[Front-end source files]
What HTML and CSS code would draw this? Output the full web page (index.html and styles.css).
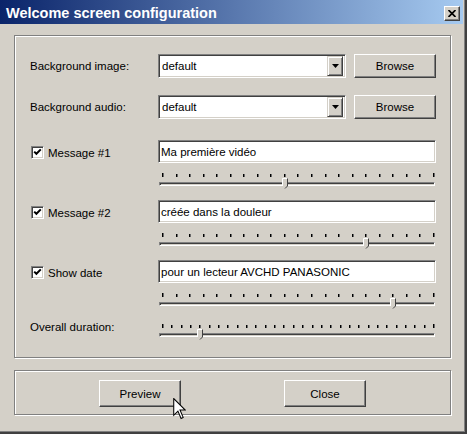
FILE: index.html
```html
<!DOCTYPE html>
<html lang="fr">
<head>
<meta charset="utf-8">
<title>Welcome screen configuration</title>
<link rel="stylesheet" href="styles.css">
</head>
<body>
<div class="window">
  <div class="titlebar">
    <span class="title">Welcome screen configuration</span>
    <span class="close-btn"><svg width="8" height="7" viewBox="0 0 8 7"><path d="M0.5 0 L7.5 7 M7.5 0 L0.5 7" stroke="#000" stroke-width="1.7" fill="none"/></svg></span>
  </div>
  <div class="body">
    <div class="group main">
      <div class="row file-row">
        <span class="label">Background image:</span>
        <div class="file-ctrls">
          <div class="combo"><span class="combo-text">default</span><span class="combo-btn"><svg width="7" height="4" viewBox="0 0 7 4"><polygon points="0,0 7,0 3.5,4" fill="#000"/></svg></span></div>
          <button class="btn browse">Browse</button>
        </div>
      </div>
      <div class="row file-row second">
        <span class="label">Background audio:</span>
        <div class="file-ctrls">
          <div class="combo"><span class="combo-text">default</span><span class="combo-btn"><svg width="7" height="4" viewBox="0 0 7 4"><polygon points="0,0 7,0 3.5,4" fill="#000"/></svg></span></div>
          <button class="btn browse">Browse</button>
        </div>
      </div>

      <div class="msg first">
        <label class="check"><span class="box"><svg width="9" height="9" viewBox="0 0 9 9"><path d="M1.2 3.6 L3.4 5.8 L7.8 1.4" stroke="#000" stroke-width="2" fill="none"/></svg></span>Message #1</label>
        <div class="textbox">Ma première vidéo</div>
        <div class="slider">
          <div class="ticks"><i class="end"></i><i></i><i></i><i></i><i></i><i></i><i></i><i></i><i></i><i></i><i></i><i></i><i></i><i></i><i></i><i></i><i></i><i></i><i></i><i></i><i class="end"></i></div>
          <div class="track"></div>
          <svg class="thumb" style="left:124px" width="6" height="11" viewBox="0 0 6 11"><polygon points="0.5,0.5 5.5,0.5 5.5,8 3,10.5 0.5,8" fill="#D4D0C8"/><polyline points="0.5,8 0.5,0.5 5.5,0.5" stroke="#fff" fill="none"/><polyline points="5.5,0.5 5.5,8 3,10.5" stroke="#404040" fill="none"/></svg>
        </div>
      </div>

      <div class="msg">
        <label class="check"><span class="box"><svg width="9" height="9" viewBox="0 0 9 9"><path d="M1.2 3.6 L3.4 5.8 L7.8 1.4" stroke="#000" stroke-width="2" fill="none"/></svg></span>Message #2</label>
        <div class="textbox">créée dans la douleur</div>
        <div class="slider">
          <div class="ticks"><i class="end"></i><i></i><i></i><i></i><i></i><i></i><i></i><i></i><i></i><i></i><i></i><i></i><i></i><i></i><i></i><i></i><i></i><i></i><i></i><i></i><i class="end"></i></div>
          <div class="track"></div>
          <svg class="thumb" style="left:205px" width="6" height="11" viewBox="0 0 6 11"><polygon points="0.5,0.5 5.5,0.5 5.5,8 3,10.5 0.5,8" fill="#D4D0C8"/><polyline points="0.5,8 0.5,0.5 5.5,0.5" stroke="#fff" fill="none"/><polyline points="5.5,0.5 5.5,8 3,10.5" stroke="#404040" fill="none"/></svg>
        </div>
      </div>

      <div class="msg">
        <label class="check"><span class="box"><svg width="9" height="9" viewBox="0 0 9 9"><path d="M1.2 3.6 L3.4 5.8 L7.8 1.4" stroke="#000" stroke-width="2" fill="none"/></svg></span>Show date</label>
        <div class="textbox">pour un lecteur AVCHD PANASONIC</div>
        <div class="slider">
          <div class="ticks"><i class="end"></i><i></i><i></i><i></i><i></i><i></i><i></i><i></i><i></i><i></i><i></i><i></i><i></i><i></i><i></i><i></i><i></i><i></i><i></i><i></i><i class="end"></i></div>
          <div class="track"></div>
          <svg class="thumb" style="left:232px" width="6" height="11" viewBox="0 0 6 11"><polygon points="0.5,0.5 5.5,0.5 5.5,8 3,10.5 0.5,8" fill="#D4D0C8"/><polyline points="0.5,8 0.5,0.5 5.5,0.5" stroke="#fff" fill="none"/><polyline points="5.5,0.5 5.5,8 3,10.5" stroke="#404040" fill="none"/></svg>
        </div>
      </div>

      <div class="row overall">
        <span class="label">Overall duration:</span>
        <div class="slider">
          <div class="ticks"><i class="end"></i><i></i><i></i><i></i><i></i><i></i><i></i><i></i><i></i><i></i><i></i><i></i><i></i><i></i><i></i><i></i><i></i><i></i><i></i><i></i><i></i><i></i><i></i><i></i><i></i><i></i><i></i><i></i><i></i><i class="end"></i></div>
          <div class="track"></div>
          <svg class="thumb" style="left:39px" width="6" height="11" viewBox="0 0 6 11"><polygon points="0.5,0.5 5.5,0.5 5.5,8 3,10.5 0.5,8" fill="#D4D0C8"/><polyline points="0.5,8 0.5,0.5 5.5,0.5" stroke="#fff" fill="none"/><polyline points="5.5,0.5 5.5,8 3,10.5" stroke="#404040" fill="none"/></svg>
        </div>
      </div>
    </div>

    <div class="group actions">
      <button class="btn action">Preview</button>
      <button class="btn action">Close</button>
    </div>
  </div>

  <svg class="cursor" width="13" height="22" viewBox="0 0 12 21"><polygon points="0.5,0.5 0.5,16.5 4.5,12.5 7.5,19.5 9.5,18.5 6.5,11.5 11.5,11.5" fill="#fff" stroke="#000" stroke-width="1" stroke-linejoin="miter"/></svg>
</div>
</body>
</html>
```

FILE: styles.css
```css
* { box-sizing: border-box; }
html, body { margin: 0; padding: 0; }
body {
  background: #D4D0C8;
  font-family: "Liberation Sans", Arial, sans-serif;
  font-size: 11.5px;
  color: #000;
}
.window {
  position: relative;
  width: 467px;
  height: 434px;
  background: #D4D0C8;
  box-shadow: inset -1px -1px #404040, inset -2px -2px #404040, inset -3px -3px #808080;
  overflow: hidden;
}
.titlebar {
  display: flex;
  align-items: center;
  width: 463px;
  height: 24px;
  padding: 0 3px 0 6px;
  background: linear-gradient(to right, #0A246A, #A6CAF0);
}
.title {
  color: #fff;
  font-weight: bold;
  font-size: 14.5px;
  line-height: 24px;
  padding-top: 1px;
  white-space: nowrap;
}
.close-btn {
  margin-left: auto;
  margin-top: 2px;
  width: 16px;
  height: 15px;
  display: flex;
  align-items: center;
  justify-content: center;
  background: #D4D0C8;
  border: 1px solid;
  border-color: #fff #404040 #404040 #fff;
  box-shadow: inset -1px -1px #808080;
}
.body {
  padding: 11px 0 0 14px;
}
.group {
  width: 437px;
  border: 1px solid #808080;
  box-shadow: inset 1px 1px #fff, 1px 1px #fff;
}
.main {
  height: 323px;
  padding: 18px 14px 0 15px;
}
.row, .msg {
  display: grid;
  grid-template-columns: 128px 278px;
}
.row { align-items: center; }
.file-row { height: 24px; }
.file-row.second { margin-top: 17px; }
.label { white-space: nowrap; }
.file-ctrls {
  display: flex;
  gap: 8px;
}
.combo, .textbox {
  background: #fff;
  border: 1px solid;
  border-color: #808080 #fff #fff #808080;
  box-shadow: inset 1px 1px #404040, inset -1px -1px #D4D0C8;
}
.combo {
  display: flex;
  width: 188px;
  height: 24px;
  padding: 1px;
}
.combo-text {
  flex: 1;
  display: flex;
  align-items: center;
  padding-left: 2px;
}
.combo-btn {
  width: 16px;
  height: 20px;
  margin-right: 1px;
  display: flex;
  align-items: center;
  justify-content: center;
  background: #D4D0C8;
  border: 1px solid;
  border-color: #D4D0C8 #404040 #404040 #D4D0C8;
  box-shadow: inset 1px 1px #fff, inset -1px -1px #808080;
}
.btn {
  font-family: "Liberation Sans", Arial, sans-serif;
  font-size: 11.5px;
  color: #000;
  background: #D4D0C8;
  border: 1px solid;
  border-color: #fff #404040 #404040 #fff;
  box-shadow: inset -1px -1px #808080;
  padding: 0;
  margin: 0;
}
.browse { width: 82px; height: 24px; }
.msg {
  align-items: center;
  row-gap: 10px;
  margin-top: 10px;
}
.msg.first { margin-top: 21px; }
.check {
  display: flex;
  align-items: center;
  gap: 4px;
  margin-left: 1px;
  margin-top: 2px;
  white-space: nowrap;
}
.box {
  width: 13px;
  height: 13px;
  display: flex;
  align-items: center;
  justify-content: center;
  background: #fff;
  border: 1px solid;
  border-color: #808080 #fff #fff #808080;
  box-shadow: inset 1px 1px #404040, inset -1px -1px #D4D0C8;
}
.textbox {
  height: 23px;
  display: flex;
  align-items: center;
  padding-left: 2px;
  white-space: nowrap;
}
.slider {
  grid-column: 2;
  position: relative;
  height: 17px;
}
.ticks {
  display: flex;
  justify-content: space-between;
  align-items: flex-end;
  margin-left: 4px;
  width: 272px;
  height: 4px;
}
.ticks i {
  display: block;
  width: 1px;
  height: 3px;
  background: #000;
  box-shadow: 1px 0 #6a6a6a;
}
.ticks i.end { height: 4px; }
.track {
  margin-top: 5px;
  margin-left: 1px;
  width: 276px;
  height: 4px;
  background: #D4D0C8;
  border: 1px solid;
  border-color: #808080 #fff #fff #808080;
  box-shadow: inset 1px 1px #404040;
}
.thumb {
  position: absolute;
  top: 5px;
}
.overall {
  margin-top: 14px;
  align-items: start;
}
.overall .label {
  line-height: 14px;
  margin-top: -4px;
}
.actions {
  margin-top: 12px;
  height: 45px;
  display: flex;
  justify-content: center;
  gap: 103px;
  padding-top: 9px;
}
.action { width: 82px; height: 27px; }
.cursor {
  position: absolute;
  left: 173px;
  top: 398px;
}
```
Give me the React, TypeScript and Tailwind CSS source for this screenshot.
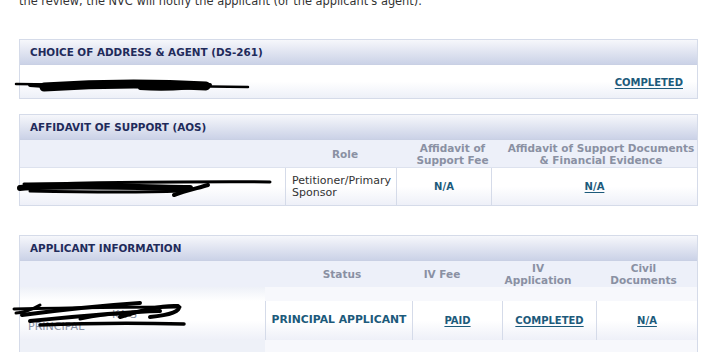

## Set problem:
Copy each line from the records above that includes the string "this".

## Written solution:
What HTML and CSS code would draw this? Output the full web page (index.html and styles.css).
Give me the React, TypeScript and Tailwind CSS source for this screenshot.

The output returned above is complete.